確か2004年の4月か5月ごろのことだったと思います。私がTEACCHで勉強していたとき、創始者のショプラー先生ご夫妻とCarolina Innでお茶をご一緒させていただいたことがありました。
私はイギリスでもアメリカでも、TEACCH以外のプログラムを見学する機会が結構ありました。おおむねどのプログラムもTEACCHに影響を受けたと思われるような視覚的構造化の工夫を大なり小なり取り入れていましたが、明確にTEACCHの影響について言及しているものはありませんでした。TEACCHシンパだった私はそれに憤慨し、構造化するんだったらちゃんとTEACCHに言及すべきだと常々思っていました。そこでその機会に、そのような状況をどう思うか、ショプラー先生に質問してみたのです。
ショプラー先生は笑って答えました。「TEACCHが使っているテクニックはすべてがTEACCH発のものというわけではない。TEACCHは、いろいろなものから学んで、自閉症の人たちにとって役に立つと思われるものを取り入れてきた。だからことさらTEACCHを主張しようとは思わないし、TEACCHが作り上げたものや発展させたものがまた広がって、世の中の自閉症の人たちにとって利益があれば、それでいいと思っている」と。
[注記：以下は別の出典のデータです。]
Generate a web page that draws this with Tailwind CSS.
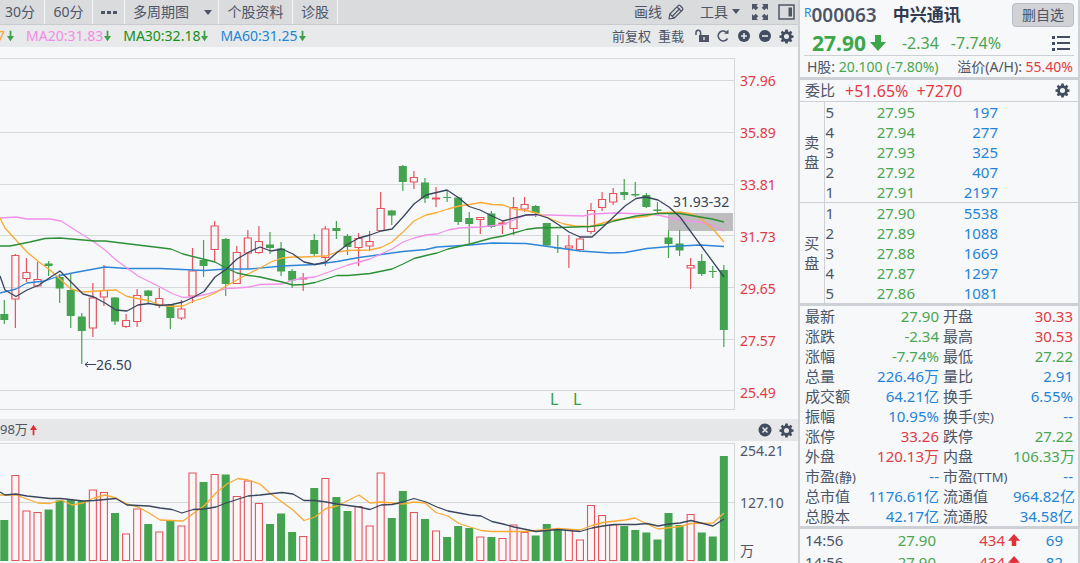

私は、TEACCHの考え方や支援技法が日本でこれだけ広まり、自閉症の人たちの生活の質の向上に一定の貢献をしてきたのは、そのことを自由に学び、議論し、実践し、批評し合うことができたからだと思っています。そして、それはショプラー先生のお人柄によるところも大きかったような気がしてなりません。ショプラー先生亡き後、日本における公認制度を巡る混乱が、この良き伝統を損なう結果にならないよう願うばかりです。